USC Dornsife’s Viet Thanh Nguyen follows up his Pulitzer Prize win for fiction with a spot on the short list of the National Book Awards — this time for nonfiction. This article was originally written by Susan Bell for USC Dornsife News & Events.
Viet Thanh Nguyen, Aerol Arnold Chair of English and associate professor of English and American studies and ethnicity, has been named among the finalists for the 2016 National Book Awards.
Nguyen was among five authors selected for this honor in the nonfiction category for his book Nothing Ever Dies: Vietnam and the Memory of War (Harvard University Press, 2016). His inclusion in the short list made headlines in The New York Times.
No stranger to literary laurels, Nguyen has already racked up a raft of honors since the publication of his debut novel The Sympathizer (Grove Press) last year. The book, which presents the Vietnam War from multiple perspectives through the lens of its protagonist, an American-educated spy for the Viet Cong, won the 2016 Pulitzer Prize for Fiction.
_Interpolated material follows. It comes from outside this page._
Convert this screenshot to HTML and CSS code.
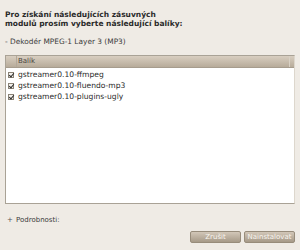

Nguyen considers Nothing Ever Dies as the nonfiction sequel to his novel, saying each book illuminates the other.
He greeted the “wonderful news” that Nothing Ever Dies is a finalist for the National Book Award by saying that he really didn’t think the book would make it this far, adding that he was “gratified, for obvious reasons.”
“The nomination is recognition of how I wanted this serious, theoretical, and challenging book to be accessible,” Nguyen said. “I wrote it for both academics and specialists, and interested lay readers. I hope the success of the book inspires other academics to believe that they don’t have to compromise their scholarly work in order to reach a larger audience.”
Congratulations and tributes
Many of Nguyen’s colleagues applauded his success and extolled his virtues both as an author and a scholar.
“Professor Nguyen’s achievement with Nothing Ever Dies, coming on the heels of a Pulitzer Prize for his path-breaking debut novel, The Sympathizer, marks his presence as one of the leading commentators on modern America and its place in the world,” said USC Dornsife Dean Amber Miller. “I am delighted that he is among our exceptional USC Dornsife faculty and I am pleased to congratulate him on yet another well-earned honor.”
University Professor of English and Comparative Literature and Chair of English David St. John noted that in Nothing Ever Dies, Nguyen has written a deeply personal yet highly scholarly meditation on the ethics of memory, using America’s war in Vietnam as the crux of what are often searing questions.
“As in Viet’s Pulitzer Prize winning novel, The Sympathizer, his readers are confronted with America’s willful cultural amnesia and the expense we continue to face because of our refusals to remember,” St. John said. “Both of Viet’s books insist that we reconsider the past 50 years of American history.
“Personally, it has been very exciting to see Viet take his place as a public intellectual. His lectures and public appearances, as well as his journalistic essays and op-ed pieces, are helping all of us to re-shape our thinking about memory and war — not only America’s war in Vietnam, but about all wars.”
Peter Mancall, Andrew W. Mellon Professor of the Humanities and vice dean for the humanities and social sciences, said he was delighted, and not at all surprised, to learn that Nothing Ever Dies has been named as a finalist for the National Book Award.
“Viet is among a vanishingly small pool of scholar-artists capable of expanding our understanding of the modern world through his brilliant The Sympathizer and now with a stunning work of non-fiction,” he said. “His work — and I say this as a historian — is doing nothing less than reshaping our understanding of the history of the Pacific Rim.”
The award
Established in 1950 and administered by the nonprofit National Book Foundation, the National Book Award is one of the nation’s most prestigious literary prizes. Finalists were announced Oct. 6. Winners will be announced at a ceremony in New York City on Nov. 16.
This is the second year running that USC Dornsife scholars have ranked highly in the National Book Awards. Doctoral candidate Robin Coste Lewis won the 2015 National Book Award in the poetry category for her debut book, Voyage of the Sable Venus (Alfred Knopf, 2015), while alumna Angela Flournoy’s first novel, The Turner House (Houghton Mifflin Harcourt, 2015), was short listed in the fiction category.